When steam cleaning may still make sense

The honest answer is that no single method is right for every single carpet in every condition. If a carpet has experienced a major water event, severe contamination, or an unusual restoration issue, a different process may be needed. Some heavily impacted commercial carpets may also benefit from extraction in specific situations.

But those are not the everyday conditions most homeowners are dealing with. For normal maintenance cleaning, recurring pet issues, family traffic, and general indoor soil, low moisture cleaning is often the smarter choice because it balances cleaning performance with safety and drying time.

That balance is what people are really looking for. They do not want the most dramatic process on paper. They want the one that gets results without creating a new headache.

How to judge the best carpet cleaning method for your space

Start with the carpet itself. Is it in a bedroom that gets light use, a family room where kids and dogs spend time every day, or a commercial office with steady foot traffic? Heavily used areas need a method that can break up soil effectively, not just freshen the surface.

Next, think about drying time. If you need to use the room the same day, or if the space has limited ventilation, a lower moisture option is usually the better fit. Wet carpet in a low-airflow room can stay damp far longer than people expect.

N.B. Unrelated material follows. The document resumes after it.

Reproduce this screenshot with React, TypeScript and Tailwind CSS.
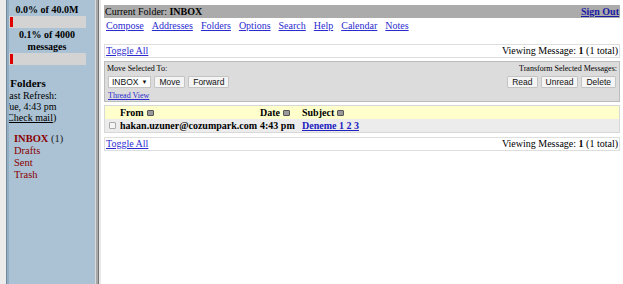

Then consider health concerns. If anyone in the home deals with allergies, asthma triggers, or sensitivity to odors, avoiding over-wetting matters. Carpets that stay damp can hold onto unpleasant smells and create an environment where problems linger.

Finally, ask whether the method leaves residue behind. Some cleaning systems rely too heavily on soap or harsh detergents. If those products are not properly removed, the carpet can resoil quickly. That is one reason some freshly cleaned carpets seem dirty again much sooner than they should.

The real issue is not just stains

People often call for carpet cleaning because of visible spots, but stains are only part of the story. The bigger issue is what settles below the surface. Grit from shoes cuts at carpet fibers. Pet oils cling to traffic areas. Food residue attracts more soil. Dust and dander build up over time.

A carpet may look only mildly dirty and still be holding a surprising amount of material. That is why a good cleaning should improve both appearance and feel. The carpet should not just look brighter. It should feel fresher underfoot and return to service quickly.

This is where experience matters. The best carpet cleaning method still depends on how well it is performed. Proper inspection, correct spotting, and the right amount of moisture make a big difference in the final result.

Best carpet cleaning method for Vermont homes and businesses

In places like Chittenden, Lamoille, and Washington County, carpets deal with a lot. Mud season, winter salt, sand, moisture from boots, and everyday family traffic all get tracked indoors. That puts extra pressure on any cleaning method. A process that leaves carpets wet for too long can be especially frustrating when outdoor conditions already make drying harder.

For that reason, low moisture cleaning is often a strong fit for Vermont homes, rental properties, offices, and other commercial spaces. It handles real soil without leaving rooms out of commission. For facilities managers, that means less disruption. For homeowners, it means the space gets back to normal faster.

Troy West Carpet Cleaning focuses on this approach for a reason. It is designed to deliver visible results while reducing the problems that come with overwet carpet.

So what is the best choice?

If you want the short answer, the best carpet cleaning method for most homes is low moisture carpet cleaning. It cleans thoroughly, dries fast, reduces the risk of mold and odor issues, and avoids many of the problems tied to traditional over-wetting.

That does not mean every carpet needs the exact same treatment. It means the smartest method is the one that removes real contamination while protecting the carpet and your indoor environment. In most everyday situations, less water and better control win.

If your carpet has been looking tired, smelling off, or staying dingy no matter how often you vacuum, the problem may not be the carpet at all. It may just be time for a cleaning method that makes sense for how people actually live.